» **Given exercise**: Pictures are not part of the copy; repeat everything else in the records exactly.

------ Input rows ------

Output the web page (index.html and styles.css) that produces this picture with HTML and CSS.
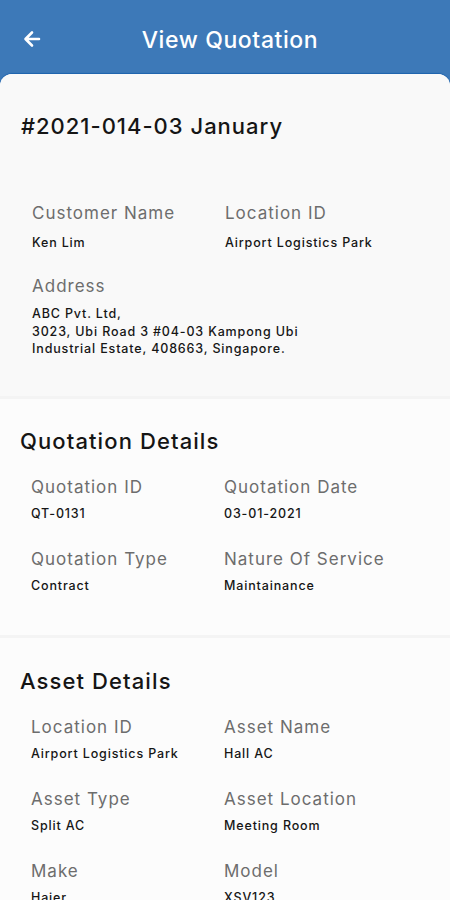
FILE: index.html
```html
<!DOCTYPE html>
<html lang="en">
<head>
<meta charset="utf-8">
<title>View Quotation</title>
<link rel="stylesheet" href="styles.css">
</head>
<body>
<div class="app">
  <header class="topbar">
    <svg class="back" viewBox="0 0 20 20" width="20" height="20" aria-hidden="true">
      <path d="M17 10H4M10 3.5L3.5 10 10 16.5" fill="none" stroke="#fff" stroke-width="2.6" stroke-linecap="round" stroke-linejoin="round"/>
    </svg>
    <h1 class="topbar-title">View Quotation</h1>
  </header>
  <main class="sheet">
    <section class="block block-first">
      <h2 class="quote-no">#2021-014-03 January</h2>
      <div class="fields fields-first">
        <div class="field">
          <div class="label">Customer Name</div>
          <div class="value">Ken Lim</div>
        </div>
        <div class="field">
          <div class="label">Location ID</div>
          <div class="value">Airport Logistics Park</div>
        </div>
        <div class="field field-wide">
          <div class="label">Address</div>
          <div class="value value-multi">ABC Pvt. Ltd,<br>3023, Ubi Road 3 #04-03 Kampong Ubi<br>Industrial Estate, 408663, Singapore.</div>
        </div>
      </div>
    </section>
    <section class="block">
      <h2 class="block-title">Quotation Details</h2>
      <div class="fields">
        <div class="field">
          <div class="label">Quotation ID</div>
          <div class="value">QT-0131</div>
        </div>
        <div class="field">
          <div class="label">Quotation Date</div>
          <div class="value">03-01-2021</div>
        </div>
        <div class="field">
          <div class="label">Quotation Type</div>
          <div class="value">Contract</div>
        </div>
        <div class="field">
          <div class="label">Nature Of Service</div>
          <div class="value">Maintainance</div>
        </div>
      </div>
    </section>
    <section class="block block-last">
      <h2 class="block-title">Asset Details</h2>
      <div class="fields">
        <div class="field">
          <div class="label">Location ID</div>
          <div class="value">Airport Logistics Park</div>
        </div>
        <div class="field">
          <div class="label">Asset Name</div>
          <div class="value">Hall AC</div>
        </div>
        <div class="field">
          <div class="label">Asset Type</div>
          <div class="value">Split AC</div>
        </div>
        <div class="field">
          <div class="label">Asset Location</div>
          <div class="value">Meeting Room</div>
        </div>
        <div class="field">
          <div class="label">Make</div>
          <div class="value">Haier</div>
        </div>
        <div class="field">
          <div class="label">Model</div>
          <div class="value">XSV123</div>
        </div>
      </div>
    </section>
  </main>
</div>
</body>
</html>
```
FILE: styles.css
```css
* { box-sizing: border-box; margin: 0; padding: 0; }
html, body { height: 100%; }
body {
  font-family: Inter, "Open Sans", sans-serif;
  background: #3d79b8;
  overflow: hidden;
}
.app { width: 450px; min-height: 900px; background: #3d79b8; }
.topbar {
  height: 74px;
  display: flex;
  align-items: center;
  padding: 0 22px;
}
.back { display: block; flex: none; margin-top: 4px; }
.topbar-title {
  flex: 1;
  text-align: center;
  color: #fff;
  font-size: 23px;
  font-weight: 500;
  letter-spacing: 0.6px;
  margin-left: -20px;
  padding-left: 10px;
  margin-top: 5px;
}
.sheet {
  background: #fcfcfc;
  border-radius: 12px 12px 0 0;
  box-shadow: 0 -1px 1px #1d63ad;
  overflow: hidden;
  min-height: 826px;
}
.block {
  background: #fcfcfc;
  border-top: 3px solid #f4f4f4;
  padding: 27px 0 40px 20px;
}
.block-last { padding-top: 28px; }
.block-first {
  background: #f9f9f9;
  border-top: none;
  padding: 37px 0 38px 21px;
}
.quote-no {
  font-size: 22px;
  font-weight: 500;
  color: #151515;
  line-height: 30px;
  letter-spacing: 1px;
}
.block-title {
  font-size: 22px;
  font-weight: 500;
  color: #151515;
  line-height: 30px;
  letter-spacing: 1.1px;
}
.fields {
  display: grid;
  grid-template-columns: 193px 1fr;
  row-gap: 24px;
  padding-left: 11px;
  margin-top: 19px;
}
.fields-first { margin-top: 60px; row-gap: 22px; }
.field-wide { grid-column: 1 / -1; }
.label {
  font-size: 17px;
  line-height: 24px;
  color: #6d6d6d;
  letter-spacing: 1px;
}
.value {
  margin-top: 6px;
  font-size: 12.5px;
  line-height: 18px;
  font-weight: 500;
  color: #161616;
  letter-spacing: 0.85px;
}
.fields-first .value { margin-top: 9px; }
.fields-first .value-multi { margin-top: 7px; line-height: 17.5px; }
```
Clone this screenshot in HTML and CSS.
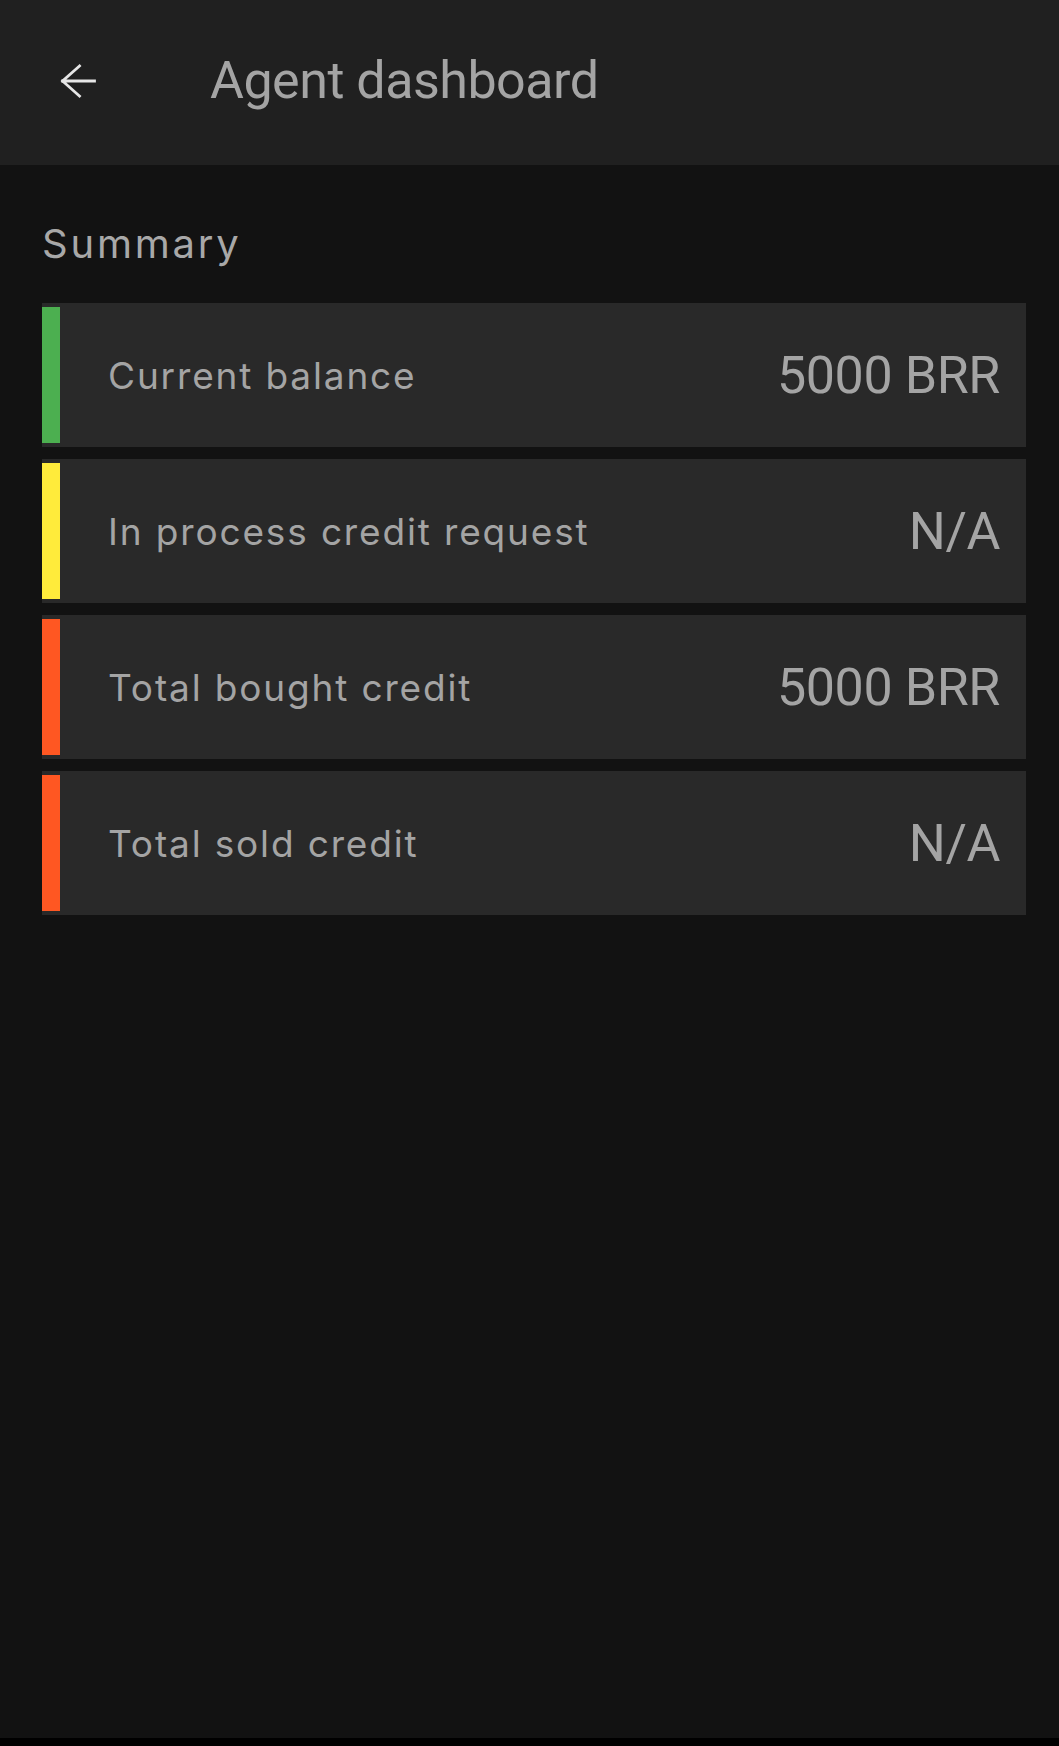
FILE: index.html
```html
<!DOCTYPE html>
<html>
<head>
<meta charset="utf-8">
<link rel="stylesheet" href="styles.css">
</head>
<body>
<div class="screen">
  <header class="appbar">
    <svg class="back" width="36" height="36" viewBox="0 0 36 36">
      <path d="M2.5 17 L34.5 17 M2.5 17 L19.5 2 M2.5 17 L19.5 32" fill="none" stroke="#e6e6e6" stroke-width="2.8" stroke-linecap="square"/>
    </svg>
    <div class="title">Agent dashboard</div>
  </header>
  <main class="content">
    <div class="section-title">Summary</div>
    <div class="cards">
      <div class="card">
        <div class="bar green"></div>
        <div class="label">Current balance</div>
        <div class="value">5000 BRR</div>
      </div>
      <div class="card">
        <div class="bar yellow"></div>
        <div class="label">In process credit request</div>
        <div class="value">N/A</div>
      </div>
      <div class="card">
        <div class="bar orange"></div>
        <div class="label">Total bought credit</div>
        <div class="value">5000 BRR</div>
      </div>
      <div class="card">
        <div class="bar orange"></div>
        <div class="label">Total sold credit</div>
        <div class="value">N/A</div>
      </div>
    </div>
  </main>
  <div class="navstrip"></div>
</div>
</body>
</html>
```

FILE: styles.css
```css
html, body {
  margin: 0;
  padding: 0;
  background: #121212;
}
.screen {
  width: 1059px;
  height: 1746px;
  display: flex;
  flex-direction: column;
  background: #121212;
  overflow: hidden;
}
.appbar {
  height: 165px;
  flex: none;
  background: #202020;
  display: flex;
  align-items: center;
  box-sizing: border-box;
  padding-bottom: 2px;
}
.back {
  margin-left: 60px;
  flex: none;
}
.title {
  margin-left: 114px;
  font-family: Roboto, "Liberation Sans", sans-serif;
  font-size: 52px;
  color: #a4a4a4;
  line-height: 1.17;
  letter-spacing: -0.5px;
}
.content {
  flex: 1;
  padding: 59px 33px 0 42px;
}
.section-title {
  font-family: Inter, "Open Sans", sans-serif;
  font-size: 40px;
  line-height: 1;
  color: #a8a8a8;
  letter-spacing: 2.8px;
}
.cards {
  margin-top: 39px;
  display: flex;
  flex-direction: column;
  gap: 12px;
}
.card {
  height: 144px;
  background: #292929;
  display: flex;
  align-items: center;
}
.bar {
  width: 18px;
  align-self: stretch;
  margin: 4px 0;
  flex: none;
}
.green { background: #4caf50; }
.yellow { background: #ffeb3b; }
.orange { background: #ff5722; }
.label {
  margin-left: 48px;
  font-family: Inter, "Open Sans", sans-serif;
  font-size: 37px;
  color: #a4a4a4;
  letter-spacing: 1.85px;
}
.value {
  margin-left: auto;
  padding-right: 26px;
  font-family: Roboto, "Liberation Sans", sans-serif;
  font-size: 52px;
  color: #a4a4a4;
  letter-spacing: -0.4px;
}
.navstrip {
  height: 8px;
  flex: none;
  background: #000;
}
```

------

» **Task response**:
Output the web page (index.html and styles.css) that produces this picture with HTML and CSS.
FILE: index.html
```html
<!DOCTYPE html>
<html lang="en">
<head>
<meta charset="utf-8">
<title>View Quotation</title>
<link rel="stylesheet" href="styles.css">
</head>
<body>
<div class="app">
  <header class="topbar">
    <svg class="back" viewBox="0 0 20 20" width="20" height="20" aria-hidden="true">
      <path d="M17 10H4M10 3.5L3.5 10 10 16.5" fill="none" stroke="#fff" stroke-width="2.6" stroke-linecap="round" stroke-linejoin="round"/>
    </svg>
    <h1 class="topbar-title">View Quotation</h1>
  </header>
  <main class="sheet">
    <section class="block block-first">
      <h2 class="quote-no">#2021-014-03 January</h2>
      <div class="fields fields-first">
        <div class="field">
          <div class="label">Customer Name</div>
          <div class="value">Ken Lim</div>
        </div>
        <div class="field">
          <div class="label">Location ID</div>
          <div class="value">Airport Logistics Park</div>
        </div>
        <div class="field field-wide">
          <div class="label">Address</div>
          <div class="value value-multi">ABC Pvt. Ltd,<br>3023, Ubi Road 3 #04-03 Kampong Ubi<br>Industrial Estate, 408663, Singapore.</div>
        </div>
      </div>
    </section>
    <section class="block">
      <h2 class="block-title">Quotation Details</h2>
      <div class="fields">
        <div class="field">
          <div class="label">Quotation ID</div>
          <div class="value">QT-0131</div>
        </div>
        <div class="field">
          <div class="label">Quotation Date</div>
          <div class="value">03-01-2021</div>
        </div>
        <div class="field">
          <div class="label">Quotation Type</div>
          <div class="value">Contract</div>
        </div>
        <div class="field">
          <div class="label">Nature Of Service</div>
          <div class="value">Maintainance</div>
        </div>
      </div>
    </section>
    <section class="block block-last">
      <h2 class="block-title">Asset Details</h2>
      <div class="fields">
        <div class="field">
          <div class="label">Location ID</div>
          <div class="value">Airport Logistics Park</div>
        </div>
        <div class="field">
          <div class="label">Asset Name</div>
          <div class="value">Hall AC</div>
        </div>
        <div class="field">
          <div class="label">Asset Type</div>
          <div class="value">Split AC</div>
        </div>
        <div class="field">
          <div class="label">Asset Location</div>
          <div class="value">Meeting Room</div>
        </div>
        <div class="field">
          <div class="label">Make</div>
          <div class="value">Haier</div>
        </div>
        <div class="field">
          <div class="label">Model</div>
          <div class="value">XSV123</div>
        </div>
      </div>
    </section>
  </main>
</div>
</body>
</html>
```
FILE: styles.css
```css
* { box-sizing: border-box; margin: 0; padding: 0; }
html, body { height: 100%; }
body {
  font-family: Inter, "Open Sans", sans-serif;
  background: #3d79b8;
  overflow: hidden;
}
.app { width: 450px; min-height: 900px; background: #3d79b8; }
.topbar {
  height: 74px;
  display: flex;
  align-items: center;
  padding: 0 22px;
}
.back { display: block; flex: none; margin-top: 4px; }
.topbar-title {
  flex: 1;
  text-align: center;
  color: #fff;
  font-size: 23px;
  font-weight: 500;
  letter-spacing: 0.6px;
  margin-left: -20px;
  padding-left: 10px;
  margin-top: 5px;
}
.sheet {
  background: #fcfcfc;
  border-radius: 12px 12px 0 0;
  box-shadow: 0 -1px 1px #1d63ad;
  overflow: hidden;
  min-height: 826px;
}
.block {
  background: #fcfcfc;
  border-top: 3px solid #f4f4f4;
  padding: 27px 0 40px 20px;
}
.block-last { padding-top: 28px; }
.block-first {
  background: #f9f9f9;
  border-top: none;
  padding: 37px 0 38px 21px;
}
.quote-no {
  font-size: 22px;
  font-weight: 500;
  color: #151515;
  line-height: 30px;
  letter-spacing: 1px;
}
.block-title {
  font-size: 22px;
  font-weight: 500;
  color: #151515;
  line-height: 30px;
  letter-spacing: 1.1px;
}
.fields {
  display: grid;
  grid-template-columns: 193px 1fr;
  row-gap: 24px;
  padding-left: 11px;
  margin-top: 19px;
}
.fields-first { margin-top: 60px; row-gap: 22px; }
.field-wide { grid-column: 1 / -1; }
.label {
  font-size: 17px;
  line-height: 24px;
  color: #6d6d6d;
  letter-spacing: 1px;
}
.value {
  margin-top: 6px;
  font-size: 12.5px;
  line-height: 18px;
  font-weight: 500;
  color: #161616;
  letter-spacing: 0.85px;
}
.fields-first .value { margin-top: 9px; }
.fields-first .value-multi { margin-top: 7px; line-height: 17.5px; }
```
Clone this screenshot in HTML and CSS.
FILE: index.html
```html
<!DOCTYPE html>
<html>
<head>
<meta charset="utf-8">
<link rel="stylesheet" href="styles.css">
</head>
<body>
<div class="screen">
  <header class="appbar">
    <svg class="back" width="36" height="36" viewBox="0 0 36 36">
      <path d="M2.5 17 L34.5 17 M2.5 17 L19.5 2 M2.5 17 L19.5 32" fill="none" stroke="#e6e6e6" stroke-width="2.8" stroke-linecap="square"/>
    </svg>
    <div class="title">Agent dashboard</div>
  </header>
  <main class="content">
    <div class="section-title">Summary</div>
    <div class="cards">
      <div class="card">
        <div class="bar green"></div>
        <div class="label">Current balance</div>
        <div class="value">5000 BRR</div>
      </div>
      <div class="card">
        <div class="bar yellow"></div>
        <div class="label">In process credit request</div>
        <div class="value">N/A</div>
      </div>
      <div class="card">
        <div class="bar orange"></div>
        <div class="label">Total bought credit</div>
        <div class="value">5000 BRR</div>
      </div>
      <div class="card">
        <div class="bar orange"></div>
        <div class="label">Total sold credit</div>
        <div class="value">N/A</div>
      </div>
    </div>
  </main>
  <div class="navstrip"></div>
</div>
</body>
</html>
```

FILE: styles.css
```css
html, body {
  margin: 0;
  padding: 0;
  background: #121212;
}
.screen {
  width: 1059px;
  height: 1746px;
  display: flex;
  flex-direction: column;
  background: #121212;
  overflow: hidden;
}
.appbar {
  height: 165px;
  flex: none;
  background: #202020;
  display: flex;
  align-items: center;
  box-sizing: border-box;
  padding-bottom: 2px;
}
.back {
  margin-left: 60px;
  flex: none;
}
.title {
  margin-left: 114px;
  font-family: Roboto, "Liberation Sans", sans-serif;
  font-size: 52px;
  color: #a4a4a4;
  line-height: 1.17;
  letter-spacing: -0.5px;
}
.content {
  flex: 1;
  padding: 59px 33px 0 42px;
}
.section-title {
  font-family: Inter, "Open Sans", sans-serif;
  font-size: 40px;
  line-height: 1;
  color: #a8a8a8;
  letter-spacing: 2.8px;
}
.cards {
  margin-top: 39px;
  display: flex;
  flex-direction: column;
  gap: 12px;
}
.card {
  height: 144px;
  background: #292929;
  display: flex;
  align-items: center;
}
.bar {
  width: 18px;
  align-self: stretch;
  margin: 4px 0;
  flex: none;
}
.green { background: #4caf50; }
.yellow { background: #ffeb3b; }
.orange { background: #ff5722; }
.label {
  margin-left: 48px;
  font-family: Inter, "Open Sans", sans-serif;
  font-size: 37px;
  color: #a4a4a4;
  letter-spacing: 1.85px;
}
.value {
  margin-left: auto;
  padding-right: 26px;
  font-family: Roboto, "Liberation Sans", sans-serif;
  font-size: 52px;
  color: #a4a4a4;
  letter-spacing: -0.4px;
}
.navstrip {
  height: 8px;
  flex: none;
  background: #000;
}
```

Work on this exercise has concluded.